Asked to identify a common thread between his early stateside activism and current ICAHD tactics, Halper offered simply, “It was the people who mobilized in the civil-rights movement, the anti-war movement, and now with this occupation, with governments that wouldn’t have moved otherwise.

“Occupation can be a very abstract term,” he said. “Even for people in Tel Aviv it’s pretty abstract. Focusing on this dimension of the occupation, house demolitions, gives an opportunity to see the human cost of occupation; that this isn’t some abstract political concept.”

On June 10, 1967, Israeli military and police forces converged on the Moroccan Quarter in the Old City within East Jerusalem with a fleet of bulldozers and proceeded to demolish 350 Palestinian homes, mosques and other sites to open a plaza to increase Israeli access to the Wailing Wall, a Jewish holy site. This, said Halper, was the opening salvo of a war of occupation that continues today.

And this violence, he explained, loops directly back in the form of terrorist aggression toward Israel. According to research by one Gazan psychiatrist, 60 percent of young Palestinian suicide bombers have had their homes demolished.

Among the many human casualties of the Israeli demolition program is Rachel Corrie, a 23-year-old college student from Olympia, Wash., who in 2003 was fatally run over by a bulldozer while defending a Palestinian home using nonviolent tactics. Corrie was in the region as part of her senior-year assignment to connect with her hometown’s sister city, Rafah.

ICAHD’s tactics are twofold, Halper said.

“If we can get there in time, we resist the demolition of Palestinian homes,” he said. “We chain ourselves inside the homes. We get on the roof. We get in front of bulldozers.”

If they can’t save a house, he said, they organize Israeli, Palestinian and international volunteers to rebuild.
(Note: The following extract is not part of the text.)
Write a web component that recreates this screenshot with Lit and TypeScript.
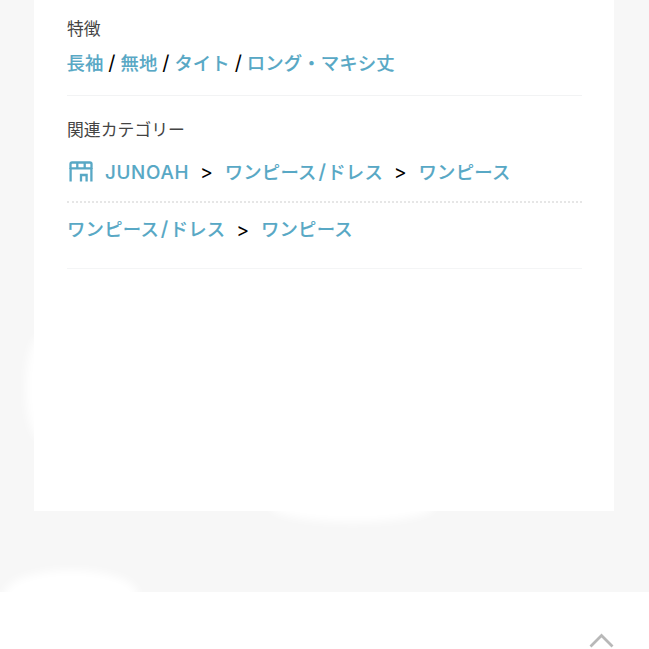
import { LitElement, html, css, svg } from "lit";
import { customElement, property } from "lit/decorators.js";

const shopIcon = svg`
  <svg class="shop" width="24" height="21" viewBox="0 0 24 21" fill="none" stroke="currentColor">
    <path stroke-width="2.300" d="M1.500 8V3.100a1.600 1.600 0 0 1 1.600-1.600h17.800a1.600 1.600 0 0 1 1.600 1.600V8M1 7.300h22M8.300 1.500v6M15.700 1.500v6" />
    <path stroke-width="2.300" d="M1.600 7v13.500M22.400 7v13.500M12 20.500v-6.500h5.600v6.500" />
  </svg>
`;

@customElement("feature-links")
export class FeatureLinks extends LitElement {
  static styles = [
    css`
      :host {
        display: flex;
        align-items: center;
        height: 28px;
        font-size: 18.4px;
        white-space: nowrap;
      }
      a {
        color: #58a8c5;
        -webkit-text-stroke: 0.1px;
        cursor: pointer;
      }
      a:last-child {
        letter-spacing: 0.1px;
      }
      .sep {
        width: 17.2px;
        padding-top: 1px;
        text-align: center;
        font-size: 20px;
        font-weight: 400;
        color: #000;
      }
    `,
  ];

  @property({ attribute: false }) items: string[] = [];

  render() {
    return this.items.map(
      (item, i) => html`${i > 0 ? html`<span class="sep">/</span>` : ""}<a>${item}</a>`
    );
  }
}

@customElement("category-path")
export class CategoryPath extends LitElement {
  static styles = [
    css`
      :host {
        display: flex;
        align-items: center;
        white-space: nowrap;
      }
      a {
        margin-top: -2px;
        color: #58a8c5;
        letter-spacing: 0.2px;
        -webkit-text-stroke: 0.1px;
        cursor: pointer;
      }
      .brand {
        margin-top: 2px;
        font-size: 18.8px;
        letter-spacing: 0.7px;
      }
      .slash {
        margin: 0 1.2px 0 1.8px;
        font-size: 20px;
        line-height: 1;
      }
      .shop {
        margin: 0 12px 0 2px;
        color: #58a8c5;
        flex: none;
      }
      .sep {
        width: 35.5px;
        padding-top: 1px;
        text-align: center;
        text-indent: -1px;
        font-size: 19.5px;
        font-weight: 400;
        color: #000;
      }
    `,
  ];

  @property({ attribute: false }) items: string[] = [];
  @property({ type: Boolean }) shop = false;

  render() {
    return html`
      ${this.shop ? shopIcon : ""}
      ${this.items.map(
        (item, i) => html`${i > 0 ? html`<span class="sep">&gt;</span>` : ""}<a
            class=${this.shop && i === 0 ? "brand" : ""}
            >${item
              .split("/")
              .map((part, j) => html`${j > 0 ? html`<span class="slash">/</span>` : ""}${part}`)}</a
          >`
      )}
    `;
  }
}

@customElement("app-root")
export class AppRoot extends LitElement {
  static styles = [
    css`
      :host {
        display: flex;
        flex-direction: column;
        position: relative;
        height: 649px;
        overflow: hidden;
        background: #fff;
        font-family: Inter, "Noto Sans CJK JP", sans-serif;
        font-size: 18.4px;
        font-weight: 500;
      }
      .page {
        height: 592px;
        box-sizing: border-box;
        padding: 0 35px 0 34px;
        background: #f7f7f7;
      }
      .card {
        position: relative;
        z-index: 1;
        height: 511px;
        box-sizing: border-box;
        padding: 15px 32px 0 33px;
        background: #fff;
      }
      h2 {
        margin: 0;
        height: 28px;
        line-height: 28px;
        font-size: 16.85px;
        font-weight: 400;
        color: #444;
      }
      feature-links {
        margin: 5px 0 0 -0.5px;
      }
      .features {
        height: 80px;
        border-bottom: 1px solid #f2f3f4;
      }
      .categories {
        padding-top: 20px;
        height: 152px;
        border-bottom: 1px solid #f4f5f6;
      }
      .categories category-path {
        height: 59px;
        box-sizing: border-box;
        padding-bottom: 2px;
        border-bottom: 2px dotted #e6e6e6;
      }
      .categories category-path:last-child {
        height: 52px;
        padding: 0;
        border: 0;
      }
      footer {
        flex: 1;
        display: flex;
        justify-content: flex-end;
        padding: 41px 35px 0 0;
      }
      .glow {
        position: absolute;
        background: #fff;
        border-radius: 50%;
        filter: blur(5px);
      }
      .left {
        left: 26px;
        top: 335px;
        width: 30px;
        height: 105px;
      }
      .middle {
        left: 270px;
        top: 490px;
        width: 165px;
        height: 32px;
      }
      .bottom {
        left: 4px;
        top: 570px;
        width: 134px;
        height: 50px;
      }
    `,
  ];

  render() {
    return html`
      <div class="page">
        <div class="card">
          <section class="features">
            <h2>特徴</h2>
            <feature-links .items=${["長袖", "無地", "タイト", "ロング・マキシ丈"]}></feature-links>
          </section>
          <section class="categories">
            <h2>関連カテゴリー</h2>
            <category-path shop .items=${["JUNOAH", "ワンピース/ドレス", "ワンピース"]}></category-path>
            <category-path .items=${["ワンピース/ドレス", "ワンピース"]}></category-path>
          </section>
        </div>
      </div>
      <div class="glow left"></div>
      <div class="glow middle"></div>
      <div class="glow bottom"></div>
      <footer>
        <svg width="25" height="15" viewBox="0 0 25 15" fill="none" stroke="#b8b8b8" stroke-width="2.800">
          <path d="M1.500 13.500 12.500 2.500l11 11" />
        </svg>
      </footer>
    `;
  }
}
This calls for fundraising.

“These are political acts of rebuilding, these aren’t humanitarian acts,” he explained, “So we’re not going to get funding from the Rockefeller Foundation, or from the U.S. government.”

To date, they’ve rebuilt 186 homes. Fifteen of those have been demolished again (one of them six times).

“In the struggle for human rights, in the struggle for social justice, governments are not our friends,” he concluded. “Governments will not resolve conflicts; governments manage conflicts…. Whether it has to do with Palestine, or Congo, or Haiti, or domestic issues, anything that we want to do that smacks of justice, we the people have to do it.”